_Objective_
Transcribe only the lines from the line with "Give me the React, TypeScript" through the line with "const headers = ['Size', 'Chest', 'Dress", exactly, counting both of those lines as part of the stretch.

start The data

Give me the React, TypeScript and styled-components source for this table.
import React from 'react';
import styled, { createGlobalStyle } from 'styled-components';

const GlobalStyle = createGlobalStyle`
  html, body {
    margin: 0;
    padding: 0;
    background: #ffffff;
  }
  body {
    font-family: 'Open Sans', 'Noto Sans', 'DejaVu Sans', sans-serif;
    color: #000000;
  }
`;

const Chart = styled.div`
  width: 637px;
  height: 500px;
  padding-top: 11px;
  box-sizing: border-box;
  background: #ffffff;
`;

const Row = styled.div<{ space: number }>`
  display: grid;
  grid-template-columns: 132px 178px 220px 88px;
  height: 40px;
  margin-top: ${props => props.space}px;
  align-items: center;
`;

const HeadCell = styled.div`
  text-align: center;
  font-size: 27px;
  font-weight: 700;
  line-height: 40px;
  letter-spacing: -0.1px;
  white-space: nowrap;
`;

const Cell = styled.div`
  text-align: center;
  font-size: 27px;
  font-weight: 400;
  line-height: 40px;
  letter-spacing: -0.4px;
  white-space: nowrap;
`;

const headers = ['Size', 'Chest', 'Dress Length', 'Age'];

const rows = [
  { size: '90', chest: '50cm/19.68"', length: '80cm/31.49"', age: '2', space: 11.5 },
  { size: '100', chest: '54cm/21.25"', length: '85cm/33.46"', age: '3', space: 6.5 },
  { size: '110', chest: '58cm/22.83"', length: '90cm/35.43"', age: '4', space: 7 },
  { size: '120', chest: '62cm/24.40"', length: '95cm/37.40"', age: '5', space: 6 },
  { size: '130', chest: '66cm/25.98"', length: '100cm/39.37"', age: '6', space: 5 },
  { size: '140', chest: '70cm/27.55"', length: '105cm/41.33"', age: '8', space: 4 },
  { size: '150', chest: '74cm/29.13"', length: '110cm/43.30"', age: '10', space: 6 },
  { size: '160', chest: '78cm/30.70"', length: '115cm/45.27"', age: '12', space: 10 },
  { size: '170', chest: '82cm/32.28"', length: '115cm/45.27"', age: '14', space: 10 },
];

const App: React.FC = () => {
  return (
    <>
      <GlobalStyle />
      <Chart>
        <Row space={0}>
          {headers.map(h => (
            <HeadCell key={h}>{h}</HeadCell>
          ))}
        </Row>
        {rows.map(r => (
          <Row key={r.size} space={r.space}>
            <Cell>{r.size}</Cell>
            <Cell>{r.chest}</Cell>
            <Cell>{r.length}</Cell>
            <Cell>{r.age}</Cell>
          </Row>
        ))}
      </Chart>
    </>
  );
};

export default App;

end The data
start The data

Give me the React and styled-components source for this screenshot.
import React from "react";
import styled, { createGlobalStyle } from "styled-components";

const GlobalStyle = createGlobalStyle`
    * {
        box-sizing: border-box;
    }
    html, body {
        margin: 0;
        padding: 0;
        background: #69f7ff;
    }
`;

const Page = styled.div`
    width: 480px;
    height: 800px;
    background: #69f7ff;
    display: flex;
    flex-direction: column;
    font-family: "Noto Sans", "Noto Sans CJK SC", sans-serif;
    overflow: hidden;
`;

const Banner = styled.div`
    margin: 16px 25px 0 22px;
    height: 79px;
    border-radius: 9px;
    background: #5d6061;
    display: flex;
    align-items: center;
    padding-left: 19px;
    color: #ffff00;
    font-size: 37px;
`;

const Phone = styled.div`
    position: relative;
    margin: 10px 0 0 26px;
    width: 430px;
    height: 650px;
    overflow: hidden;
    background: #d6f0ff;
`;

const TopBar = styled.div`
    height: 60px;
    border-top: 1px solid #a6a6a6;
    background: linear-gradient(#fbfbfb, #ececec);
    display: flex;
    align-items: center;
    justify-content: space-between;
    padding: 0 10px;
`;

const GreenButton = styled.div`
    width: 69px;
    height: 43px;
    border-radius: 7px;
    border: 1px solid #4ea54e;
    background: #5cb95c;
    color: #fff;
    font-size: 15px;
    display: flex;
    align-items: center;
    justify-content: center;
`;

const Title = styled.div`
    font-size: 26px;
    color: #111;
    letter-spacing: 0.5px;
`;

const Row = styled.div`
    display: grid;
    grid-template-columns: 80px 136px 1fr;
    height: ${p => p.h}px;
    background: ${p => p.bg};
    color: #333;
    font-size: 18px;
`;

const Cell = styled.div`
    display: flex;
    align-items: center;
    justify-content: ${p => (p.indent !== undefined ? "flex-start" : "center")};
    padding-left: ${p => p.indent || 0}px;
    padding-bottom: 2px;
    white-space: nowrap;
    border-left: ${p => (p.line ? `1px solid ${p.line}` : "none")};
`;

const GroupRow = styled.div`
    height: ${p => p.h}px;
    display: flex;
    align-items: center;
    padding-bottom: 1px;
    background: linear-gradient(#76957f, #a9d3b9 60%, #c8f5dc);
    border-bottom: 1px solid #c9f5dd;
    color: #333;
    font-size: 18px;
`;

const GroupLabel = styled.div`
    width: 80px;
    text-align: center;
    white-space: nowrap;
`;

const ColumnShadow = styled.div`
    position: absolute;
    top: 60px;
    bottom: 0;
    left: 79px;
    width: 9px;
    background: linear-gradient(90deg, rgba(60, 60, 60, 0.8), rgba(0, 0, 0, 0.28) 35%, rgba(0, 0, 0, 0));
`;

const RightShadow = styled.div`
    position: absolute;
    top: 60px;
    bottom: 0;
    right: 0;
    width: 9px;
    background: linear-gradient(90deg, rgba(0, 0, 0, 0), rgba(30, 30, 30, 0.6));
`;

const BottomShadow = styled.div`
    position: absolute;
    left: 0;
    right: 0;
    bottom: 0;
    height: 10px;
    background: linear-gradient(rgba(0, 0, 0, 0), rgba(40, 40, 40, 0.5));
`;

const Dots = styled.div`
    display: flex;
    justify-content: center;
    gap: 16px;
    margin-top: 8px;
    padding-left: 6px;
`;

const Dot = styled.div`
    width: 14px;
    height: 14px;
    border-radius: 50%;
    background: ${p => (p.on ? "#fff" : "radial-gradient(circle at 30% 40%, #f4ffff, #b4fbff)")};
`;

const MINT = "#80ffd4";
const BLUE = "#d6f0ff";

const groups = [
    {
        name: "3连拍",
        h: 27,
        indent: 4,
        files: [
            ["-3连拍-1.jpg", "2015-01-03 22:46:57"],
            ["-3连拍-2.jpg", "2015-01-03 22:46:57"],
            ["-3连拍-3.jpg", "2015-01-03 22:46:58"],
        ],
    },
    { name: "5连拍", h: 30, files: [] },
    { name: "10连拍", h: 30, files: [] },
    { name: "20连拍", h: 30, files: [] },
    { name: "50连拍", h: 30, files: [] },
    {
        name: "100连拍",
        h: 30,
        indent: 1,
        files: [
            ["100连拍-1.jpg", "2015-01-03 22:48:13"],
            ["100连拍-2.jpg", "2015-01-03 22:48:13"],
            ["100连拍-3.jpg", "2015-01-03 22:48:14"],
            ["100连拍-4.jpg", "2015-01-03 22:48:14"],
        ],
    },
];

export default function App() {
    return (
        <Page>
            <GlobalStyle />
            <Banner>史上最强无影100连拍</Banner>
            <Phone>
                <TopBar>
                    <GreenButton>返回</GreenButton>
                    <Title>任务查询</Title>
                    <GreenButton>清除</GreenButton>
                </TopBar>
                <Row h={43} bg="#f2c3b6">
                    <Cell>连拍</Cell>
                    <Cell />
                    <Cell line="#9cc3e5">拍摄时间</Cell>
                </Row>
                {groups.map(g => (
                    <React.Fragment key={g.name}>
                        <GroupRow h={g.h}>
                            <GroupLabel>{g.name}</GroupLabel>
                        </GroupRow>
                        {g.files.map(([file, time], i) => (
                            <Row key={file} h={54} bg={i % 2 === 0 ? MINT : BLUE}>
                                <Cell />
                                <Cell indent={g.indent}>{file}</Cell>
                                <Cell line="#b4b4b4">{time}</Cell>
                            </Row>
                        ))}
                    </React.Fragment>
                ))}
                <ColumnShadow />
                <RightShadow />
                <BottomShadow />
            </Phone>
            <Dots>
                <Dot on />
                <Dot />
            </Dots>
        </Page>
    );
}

end The data

_Solution to this task_
Give me the React, TypeScript and styled-components source for this table.
import React from 'react';
import styled, { createGlobalStyle } from 'styled-components';

const GlobalStyle = createGlobalStyle`
  html, body {
    margin: 0;
    padding: 0;
    background: #ffffff;
  }
  body {
    font-family: 'Open Sans', 'Noto Sans', 'DejaVu Sans', sans-serif;
    color: #000000;
  }
`;

const Chart = styled.div`
  width: 637px;
  height: 500px;
  padding-top: 11px;
  box-sizing: border-box;
  background: #ffffff;
`;

const Row = styled.div<{ space: number }>`
  display: grid;
  grid-template-columns: 132px 178px 220px 88px;
  height: 40px;
  margin-top: ${props => props.space}px;
  align-items: center;
`;

const HeadCell = styled.div`
  text-align: center;
  font-size: 27px;
  font-weight: 700;
  line-height: 40px;
  letter-spacing: -0.1px;
  white-space: nowrap;
`;

const Cell = styled.div`
  text-align: center;
  font-size: 27px;
  font-weight: 400;
  line-height: 40px;
  letter-spacing: -0.4px;
  white-space: nowrap;
`;

const headers = ['Size', 'Chest', 'Dress Length', 'Age'];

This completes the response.